To an extent, Emmert, lofty title notwithstanding, has always been only so powerful. As Emmert, a political scientist by training, has long hastened to note, the association is a representative democracy, largely controlled by its roughly 1,100 member colleges and universities of various sizes, budgets and athletic ambitions. And his efforts to strengthen the N.C.A.A.’s reach and authority, like when the association moved to punish Penn State after a sexual abuse scandal, have sometimes faltered.
He has also been blamed for shortcomings, like the association’s legal strategy and its glacial response to calls for modernization. Up until Tuesday, though, the board had not signaled any plans for a leadership change, and Emmert had not openly offered any sense that an exit plan was in the immediate offing.
In an interview in January 2021, he had said his continued tenure would hinge on his belief, as well as the board’s, that he could “make a positive contribution and provide good leadership.”

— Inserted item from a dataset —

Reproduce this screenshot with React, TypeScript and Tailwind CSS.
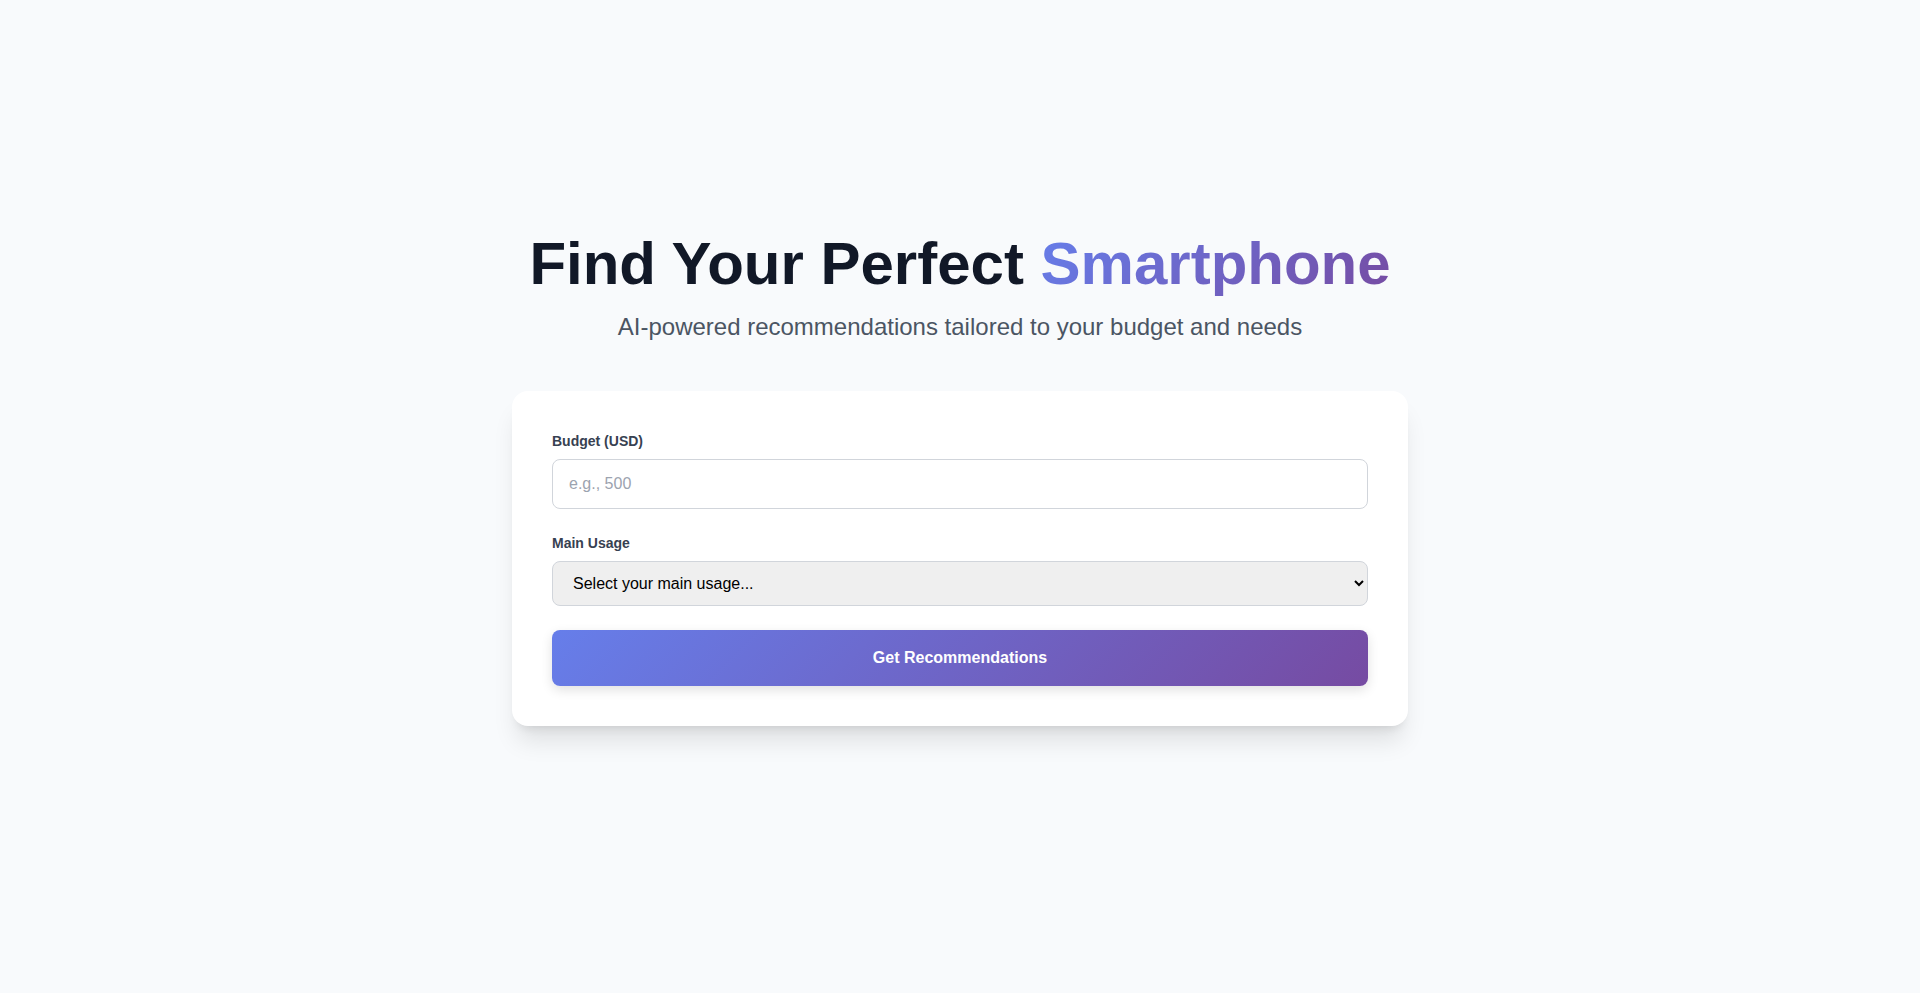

“I like working,” he said then. “I enjoy doing this. Obviously, I’ve got my frustrations, but I have no interest in moving away from this anytime soon as long as I’m contributing and get to do something important for college athletics.”
The next challenge for the association will be finding Emmert’s replacement, who will assuredly be hard-pressed to unite a membership that seems to fracture more with every debate. The job is a well-compensated one — Emmert has made several million dollars a year, according to N.C.A.A. tax filings — but criticism is a guarantee of the gig.
And these days, in the wake of Emmert’s tenure, it will probably be hovering near the low point of its power and prestige.